4.1 Salary Deferrals. Section 4.1 of the Plan shall be deleted in its entirety and of no further force or effect.

4.2 Bonus Deferrals. Section 4.2 of the Plan shall be deleted in its entirety and of no further force or effect.

4.3 Director Fees Deferrals. The following provision replaces Section 4.3 of the Plan:
Effective for Directors Fees payable in the form of shares of common stock of the Company that are earned on or after January 1, 2024 (the “Equity Director Fees”), an Eligible Director may elect to defer receipt of up to one hundred percent (100%) of any Equity Director Fees that he or she anticipates receiving. Such election shall be made by filing a Deferral Agreement with the Company in the manner and by the time specified by the Administrator; provided, however, that such Deferral Agreement must be filed with the Company prior to the first day of the first calendar year for which it is to be effective and shall become irrevocable with respect to a calendar year on the last day of the calendar year immediately preceding such calendar year (or such earlier date as the Administrator may prescribe). Notwithstanding the foregoing, (i) an Eligible Director who was eligible to participate in the Plan as of the date this Canada Addendum became effective may elect to defer Equity Director Fees that have not yet been earned in calendar year 2024 and for which the service period has not yet commenced (as of the date his or her Deferral Agreement is filed with the Company) prior to the date the service period corresponding to the Director Fees commences, and (ii) an Eligible Director who first becomes eligible to participate in the Plan during a calendar year may elect to defer Equity Director Fees that have not yet been earned in that calendar year and for which the service period has not yet commenced (as of the date his or her Deferral Agreement is filed with the Company) within thirty (30) days after becoming eligible to participate in the Plan. For the avoidance of doubt, an Eligible Director may not elect to defer any Director Fees that are payable in cash.
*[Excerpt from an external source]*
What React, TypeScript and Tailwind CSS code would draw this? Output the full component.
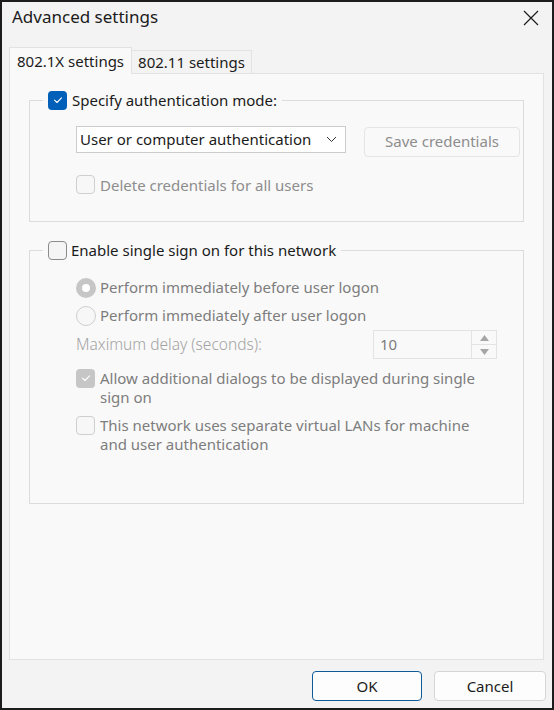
const Check = ({ color = "white" }: { color?: string }) => (
  <svg width="10" height="10" viewBox="0 0 10 10" fill="none">
    <path d="M1.5 5.2 L4 7.5 L8.5 2.8" stroke={color} strokeWidth="1.1" strokeLinecap="round" strokeLinejoin="round" />
  </svg>
);

const Box = ({ kind }: { kind: "blue" | "empty" | "disabled" | "disabledChecked" }) => {
  if (kind === "blue")
    return (
      <span className="w-[19px] h-[19px] shrink-0 rounded-[4px] bg-[#005fb8] flex items-center justify-center">
        <Check />
      </span>
    );
  if (kind === "disabledChecked")
    return (
      <span className="w-[19px] h-[19px] shrink-0 rounded-[4px] bg-[#c6c6c6] flex items-center justify-center">
        <Check />
      </span>
    );
  if (kind === "empty")
    return <span className="w-[19px] h-[19px] shrink-0 rounded-[4px] border border-[#8b8b8b] bg-[#f5f5f5]" />;
  return <span className="w-[19px] h-[19px] shrink-0 rounded-[4px] border border-[#cfcfcf] bg-[#f7f7f7]" />;
};

const Radio = ({ on }: { on?: boolean }) =>
  on ? (
    <span className="w-[20px] h-[20px] shrink-0 rounded-full bg-[#c6c6c6] flex items-center justify-center">
      <span className="w-[8px] h-[8px] rounded-full bg-white" />
    </span>
  ) : (
    <span className="w-[20px] h-[20px] shrink-0 rounded-full border border-[#cfcfcf] bg-[#f7f7f7]" />
  );

export default function App() {
  return (
    <div className="w-[554px] h-[710px] border-2 border-[#1c1c1c] bg-[#f3f3f3] flex flex-col font-['Noto_Sans',sans-serif] text-[15px] text-[#1b1b1b]">
      {/* title bar */}
      <div className="h-[30px] flex items-center justify-between pl-[10px] pr-[13px]">
        <span className="text-[17px]">Advanced settings</span>
        <svg width="16" height="16" viewBox="0 0 16 16" className="mt-[2px]">
          <path d="M1 1 L15 15 M15 1 L1 15" stroke="#1b1b1b" strokeWidth="1.2" />
        </svg>
      </div>

      {/* tabs */}
      <div className="mt-[15px] ml-[7px] flex items-end">
        <div className="h-[27px] px-[7px] flex items-center bg-[#f9f9f9] border border-b-0 border-[#e2e2e2] relative z-10 -mb-px">
          802.1X settings
        </div>
        <div className="h-[23px] px-[6px] pt-[1px] flex items-center bg-[#f3f3f3] border border-l-0 border-b-0 border-[#e2e2e2]">
          802.11 settings
        </div>
      </div>

      {/* panel */}
      <div className="ml-[7px] mr-[8px] flex-1 border border-[#e2e2e2] bg-[#f9f9f9] px-[19px] pt-[15px]">
        <fieldset className="border border-[#dcdcdc] h-[133px]">
          <legend className="ml-[13px] px-[5px] flex items-center gap-[5px]">
            <Box kind="blue" />
            <span>Specify authentication mode:</span>
          </legend>
          <div className="pl-[46px] pt-[14px] flex items-start gap-[18px]">
            <div className="w-[270px] h-[27px] bg-white border border-[#cccccc] flex items-center justify-between pl-[3px] pr-[8px]">
              <span>User or computer authentication</span>
              <svg width="11" height="7" viewBox="0 0 11 7" fill="none">
                <path d="M1 1 L5.5 5.5 L10 1" stroke="#333" strokeWidth="1" />
              </svg>
            </div>
            <div className="w-[156px] h-[30px] mt-[1px] rounded-[4px] border border-[#e5e5e5] bg-[#f9f9f9] flex items-center justify-center text-[#8d8d8d]">
              Save credentials
            </div>
          </div>
          <div className="pl-[46px] mt-[17px] flex items-center gap-[5px] text-[#8d8d8d]">
            <Box kind="disabled" />
            <span>Delete credentials for all users</span>
          </div>
        </fieldset>

        <fieldset className="border border-[#dcdcdc] mt-[17px] h-[265px]">
          <legend className="ml-[13px] px-[5px] flex items-center gap-[4px]">
            <Box kind="empty" />
            <span>Enable single sign on for this network</span>
          </legend>
          <div className="pl-[46px] pr-[26px] pt-[12px] flex flex-col text-[#7d7d7d]">
            <div className="h-[28px] flex items-center gap-[4px]">
              <Radio on />
              <span>Perform immediately before user logon</span>
            </div>
            <div className="h-[28px] flex items-center gap-[4px]">
              <Radio />
              <span>Perform immediately after user logon</span>
            </div>
            <div className="h-[30px] flex items-center justify-between">
              <span className="text-[15.5px] text-[#a3a3a3] font-light">Maximum delay (seconds):</span>
              <div className="w-[124px] h-[29px] border border-[#e3e3e3] bg-[#f9f9f9] flex">
                <span className="flex-1 flex items-center pl-[6px] text-[#7d7d7d]">10</span>
                <div className="w-[25px] border-l border-[#e3e3e3] flex flex-col">
                  <div className="flex-1 flex items-center justify-center border-b border-[#e3e3e3]">
                    <svg width="9" height="6" viewBox="0 0 9 6">
                      <path d="M0 6 L4.5 0 L9 6 Z" fill="#a6a6a6" />
                    </svg>
                  </div>
                  <div className="flex-1 flex items-center justify-center">
                    <svg width="9" height="6" viewBox="0 0 9 6">
                      <path d="M0 0 L4.5 6 L9 0 Z" fill="#a6a6a6" />
                    </svg>
                  </div>
                </div>
              </div>
            </div>
            <div className="mt-[9px] flex items-start gap-[5px] leading-[19px]">
              <Box kind="disabledChecked" />
              <span>
                Allow additional dialogs to be displayed during single
                <br />
                sign on
              </span>
            </div>
            <div className="mt-[9px] flex items-start gap-[5px] leading-[19px]">
              <Box kind="disabled" />
              <span>
                This network uses separate virtual LANs for machine
                <br />
                and user authentication
              </span>
            </div>
          </div>
        </fieldset>
      </div>

      {/* buttons */}
      <div className="flex justify-end gap-[12px] pr-[6px] pt-[11px] pb-[7px]">
        <button className="w-[110px] h-[30px] rounded-[4px] border border-[#0f5a98] bg-[#fdfdfd] text-[15px]">
          OK
        </button>
        <button className="w-[112px] h-[30px] rounded-[4px] border border-[#d5d5d5] bg-[#fdfdfd] text-[15px]">
          Cancel
        </button>
      </div>
    </div>
  );
}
8.1 Timing of Distribution. The following provision replaces Section 8.1 of the Plan:



With respect to deferrals made by Director-Participants, and except as provided otherwise in this Article VIII, a Participant’s Account shall commence to be distributed to the Participant within ninety (90) days after the Participant’s Termination and shall be distributed to the Participant no later than the end of the first calendar year commencing after the Participant’s Termination.

8.2 Form of Distribution. Section 8.2 of the Plan shall be deleted in its entirety and of no further force or effect.

8.3 Unforeseeable Emergency. Section 8.3 of the Plan shall be deleted in its entirety and of no further force or effect.

8.6 Distribution of Small Account Balances. Section 8.6 of the Plan shall be deleted in its entirety and of no further force or effect.

8.8 Delay Due to Non-Deductibility under Section 162(m). Section 8.8 of the Plan shall be deleted in its entirety and of no further force or effect.

8.9 Distribution in Event of Taxation. Section 8.9 of the Plan shall be deleted in its entirety and of no further force or effect.